The Eastern Sabah Security Command (ESSCOM) is a Malaysian security area that covers 1,400 km of the east coast of Sabah from Kudat to Tawau. It was established by Malaysian Prime Minister Dato' Seri Najib bin Abdul Razak and announced on 7 March 2013 by Musa Aman, the Sabah State Chief Minister. Its purpose is to strengthen maritime security in the eastern part of Sabah following the persistent attacks by pirates and militants in the southern Philippines especially after the 2013 Lahad Datu standoff, while at the same time ensuring that trade and business activity are not affected. The ESSCOM headquarters and main bases is at Lahad Datu.

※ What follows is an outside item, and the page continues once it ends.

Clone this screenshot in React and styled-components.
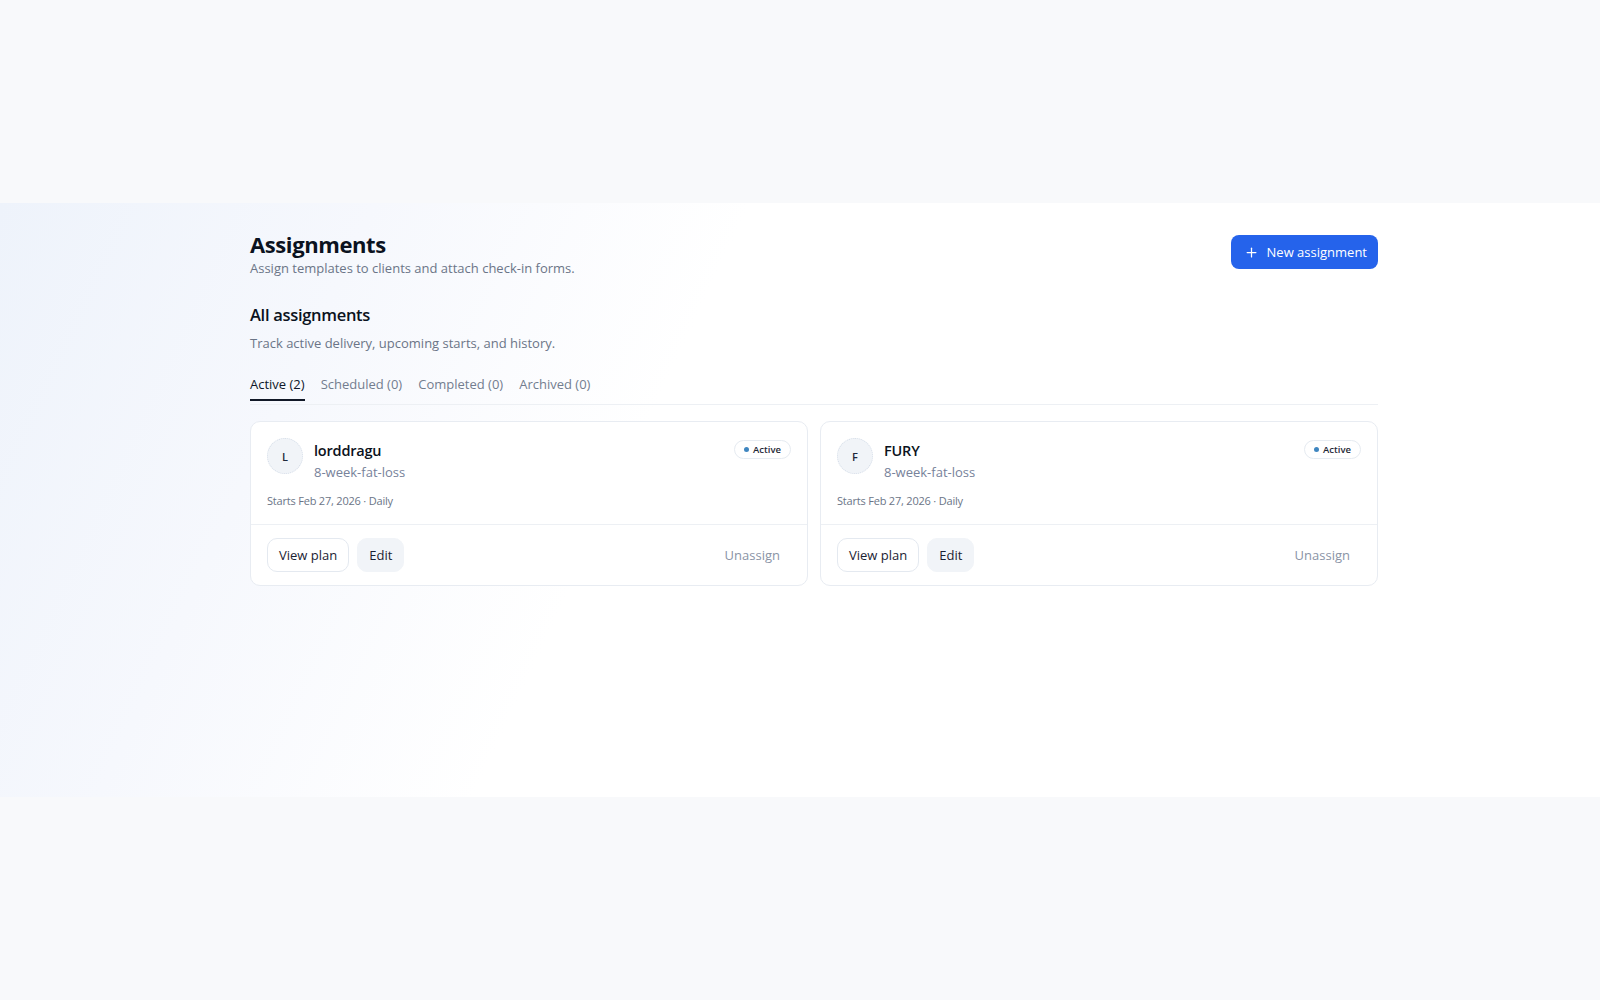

On 8 July 2014, Former Prime Minister Najib Tun Razak announced the restructuring of the ESSCOM with the setting up of two major components - security and defence management as well as enforcement and public action.

Scope 
ESSCOM is the authoritative body that oversees Eastern Sabah Security Zone (ESSZONE), which comprises the districts of Kudat, Kota Marudu, Pitas, Beluran, Sandakan, Kinabatangan, Lahad Datu, Kunak, Semporna and Tawau. The body is chaired by the Chief Minister of Sabah, assisted by a CEO appointed by the government. ESSCOM's primary initiative is the establishment of new police stations to further improve security.

Expansion proposal 
In February 2014, the Malaysian government announced plans to further extend the ESSCOM area to reach Sarawak. Ministry of Defence Hishammuddin Hussein in his statement said discussions would be held with the government of Brunei, the Sarawak state government and oil and gas companies operating in the waters before the move was implemented.

Visits 
On 9 June 2014, around 20 students from the Royal College of Defence Studies (RCDS) visited ESSCOM headquarters to know the concept of the security area, particularly its integrated operations involving various agencies as well as procedures in dealing with challenges and issues that arise. The delegation was led by Major General Sir Sebastian John Lechmere Roberts along with other 19 senior military officers and civilians from various countries including Sudan, Lebanon, Italy, Estonia, Egypt, Ghana, Afghanistan, India, Pakistan, Kenya and the United Kingdom. On 25 August 2016, four Japanese delegates from the Japan Terrorism Prevention Unit also visited ESSCOM.

Director-General 
The Director-General of ESSCOM is selected on a rotational basis.

See also 
 Eastern Sabah Security Zone (ESSZONE)

References

External links 
 

Federal ministries, departments and agencies of Malaysia
Sabah
Military of Malaysia
Military units and formations established in 2013
2013 establishments in Malaysia
Prime Minister's Department (Malaysia)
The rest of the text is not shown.